• [To be done]:
Please count the lines in the listing below where the word "styles" appears. Give the number only.

▬▬▬▬▬▬▬▬▬▬

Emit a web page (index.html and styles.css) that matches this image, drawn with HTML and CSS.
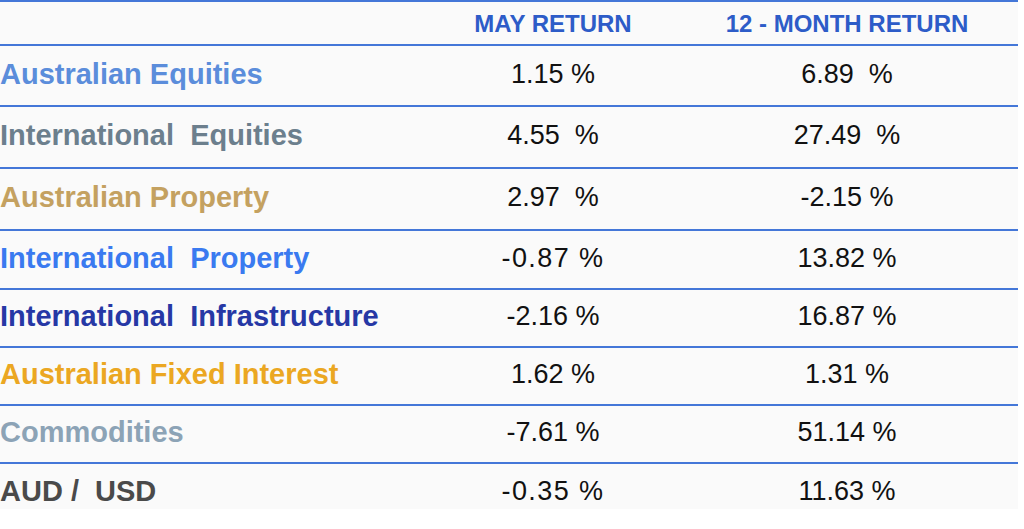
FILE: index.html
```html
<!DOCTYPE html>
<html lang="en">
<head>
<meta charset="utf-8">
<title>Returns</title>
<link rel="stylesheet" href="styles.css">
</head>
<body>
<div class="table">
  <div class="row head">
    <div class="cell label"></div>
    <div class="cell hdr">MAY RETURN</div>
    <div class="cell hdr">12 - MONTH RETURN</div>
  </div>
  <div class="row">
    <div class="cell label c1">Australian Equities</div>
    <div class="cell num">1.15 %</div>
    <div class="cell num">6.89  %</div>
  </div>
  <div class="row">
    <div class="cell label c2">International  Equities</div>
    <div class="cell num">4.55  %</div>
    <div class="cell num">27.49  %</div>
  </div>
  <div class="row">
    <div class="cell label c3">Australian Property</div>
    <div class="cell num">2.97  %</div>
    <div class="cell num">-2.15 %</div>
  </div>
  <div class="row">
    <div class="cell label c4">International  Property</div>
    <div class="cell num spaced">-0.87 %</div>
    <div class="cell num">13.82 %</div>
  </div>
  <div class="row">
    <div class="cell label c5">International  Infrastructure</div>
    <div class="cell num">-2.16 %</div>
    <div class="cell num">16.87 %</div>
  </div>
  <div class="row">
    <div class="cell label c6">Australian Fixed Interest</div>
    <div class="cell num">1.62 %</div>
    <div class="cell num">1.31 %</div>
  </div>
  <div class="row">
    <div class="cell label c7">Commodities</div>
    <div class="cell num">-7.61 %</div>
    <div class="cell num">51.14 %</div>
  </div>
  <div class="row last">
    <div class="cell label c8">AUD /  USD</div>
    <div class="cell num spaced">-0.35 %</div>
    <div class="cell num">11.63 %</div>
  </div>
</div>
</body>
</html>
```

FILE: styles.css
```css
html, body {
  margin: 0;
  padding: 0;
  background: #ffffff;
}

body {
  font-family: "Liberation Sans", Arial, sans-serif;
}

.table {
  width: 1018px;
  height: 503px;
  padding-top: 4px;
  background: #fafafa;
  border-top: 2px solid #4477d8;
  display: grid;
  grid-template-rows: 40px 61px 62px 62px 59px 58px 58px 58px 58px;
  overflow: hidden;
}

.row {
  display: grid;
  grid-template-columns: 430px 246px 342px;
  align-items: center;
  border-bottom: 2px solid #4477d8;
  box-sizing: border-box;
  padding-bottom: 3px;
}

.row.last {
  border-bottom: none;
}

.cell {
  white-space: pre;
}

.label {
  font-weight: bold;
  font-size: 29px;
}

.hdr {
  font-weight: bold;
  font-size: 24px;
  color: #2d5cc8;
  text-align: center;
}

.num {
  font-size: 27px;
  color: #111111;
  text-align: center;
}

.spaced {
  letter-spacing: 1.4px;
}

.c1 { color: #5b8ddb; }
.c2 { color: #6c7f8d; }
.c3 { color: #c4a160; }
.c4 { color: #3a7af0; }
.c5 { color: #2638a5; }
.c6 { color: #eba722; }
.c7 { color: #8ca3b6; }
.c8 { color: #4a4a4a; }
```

▬▬▬▬▬▬▬▬▬▬

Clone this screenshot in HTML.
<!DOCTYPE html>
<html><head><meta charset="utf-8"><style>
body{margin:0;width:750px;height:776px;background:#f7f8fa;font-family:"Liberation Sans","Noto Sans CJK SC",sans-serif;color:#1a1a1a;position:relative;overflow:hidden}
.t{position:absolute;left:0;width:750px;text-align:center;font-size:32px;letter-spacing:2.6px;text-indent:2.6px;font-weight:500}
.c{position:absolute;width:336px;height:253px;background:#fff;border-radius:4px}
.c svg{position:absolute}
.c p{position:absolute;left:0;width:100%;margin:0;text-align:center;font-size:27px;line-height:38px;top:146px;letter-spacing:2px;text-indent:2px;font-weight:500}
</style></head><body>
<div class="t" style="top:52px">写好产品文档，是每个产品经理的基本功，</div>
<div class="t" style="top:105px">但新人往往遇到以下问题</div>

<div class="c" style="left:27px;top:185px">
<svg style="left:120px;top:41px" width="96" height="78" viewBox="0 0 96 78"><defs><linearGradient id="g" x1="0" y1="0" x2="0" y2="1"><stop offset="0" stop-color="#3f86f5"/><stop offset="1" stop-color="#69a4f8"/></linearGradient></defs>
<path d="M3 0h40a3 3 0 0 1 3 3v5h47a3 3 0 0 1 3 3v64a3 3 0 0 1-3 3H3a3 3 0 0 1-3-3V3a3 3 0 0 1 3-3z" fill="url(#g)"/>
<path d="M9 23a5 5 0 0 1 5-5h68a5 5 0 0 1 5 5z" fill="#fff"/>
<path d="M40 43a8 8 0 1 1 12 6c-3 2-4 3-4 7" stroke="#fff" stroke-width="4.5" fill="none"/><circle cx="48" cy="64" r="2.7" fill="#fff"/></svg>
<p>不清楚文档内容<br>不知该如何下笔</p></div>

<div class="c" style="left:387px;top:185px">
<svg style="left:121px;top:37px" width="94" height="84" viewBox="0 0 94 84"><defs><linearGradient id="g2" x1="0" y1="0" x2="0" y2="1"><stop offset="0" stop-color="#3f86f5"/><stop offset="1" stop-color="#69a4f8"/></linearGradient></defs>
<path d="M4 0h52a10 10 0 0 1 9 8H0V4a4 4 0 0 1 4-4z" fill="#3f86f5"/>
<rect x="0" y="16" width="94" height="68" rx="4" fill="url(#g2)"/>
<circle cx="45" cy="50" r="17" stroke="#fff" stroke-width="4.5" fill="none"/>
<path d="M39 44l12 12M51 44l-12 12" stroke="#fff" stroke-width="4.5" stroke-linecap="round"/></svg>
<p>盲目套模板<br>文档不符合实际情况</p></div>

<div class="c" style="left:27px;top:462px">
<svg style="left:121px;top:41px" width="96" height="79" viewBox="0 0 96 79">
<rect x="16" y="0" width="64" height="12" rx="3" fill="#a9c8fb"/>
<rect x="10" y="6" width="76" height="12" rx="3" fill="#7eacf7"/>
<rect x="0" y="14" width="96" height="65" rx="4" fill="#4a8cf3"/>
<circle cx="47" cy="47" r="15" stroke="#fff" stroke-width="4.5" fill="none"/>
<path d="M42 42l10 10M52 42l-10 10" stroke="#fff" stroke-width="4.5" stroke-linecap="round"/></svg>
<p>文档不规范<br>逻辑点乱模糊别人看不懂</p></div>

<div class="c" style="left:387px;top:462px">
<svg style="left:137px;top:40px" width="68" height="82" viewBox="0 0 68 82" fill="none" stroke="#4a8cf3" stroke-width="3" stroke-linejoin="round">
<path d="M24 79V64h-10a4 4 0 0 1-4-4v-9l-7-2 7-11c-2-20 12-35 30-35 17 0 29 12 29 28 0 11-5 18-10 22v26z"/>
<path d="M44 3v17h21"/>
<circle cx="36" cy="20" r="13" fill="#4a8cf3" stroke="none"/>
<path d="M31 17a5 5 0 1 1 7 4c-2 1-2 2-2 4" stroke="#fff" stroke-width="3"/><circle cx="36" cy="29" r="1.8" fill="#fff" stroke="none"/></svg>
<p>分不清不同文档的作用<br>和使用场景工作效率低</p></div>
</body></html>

▬▬▬▬▬▬▬▬▬▬

• [In response]:
3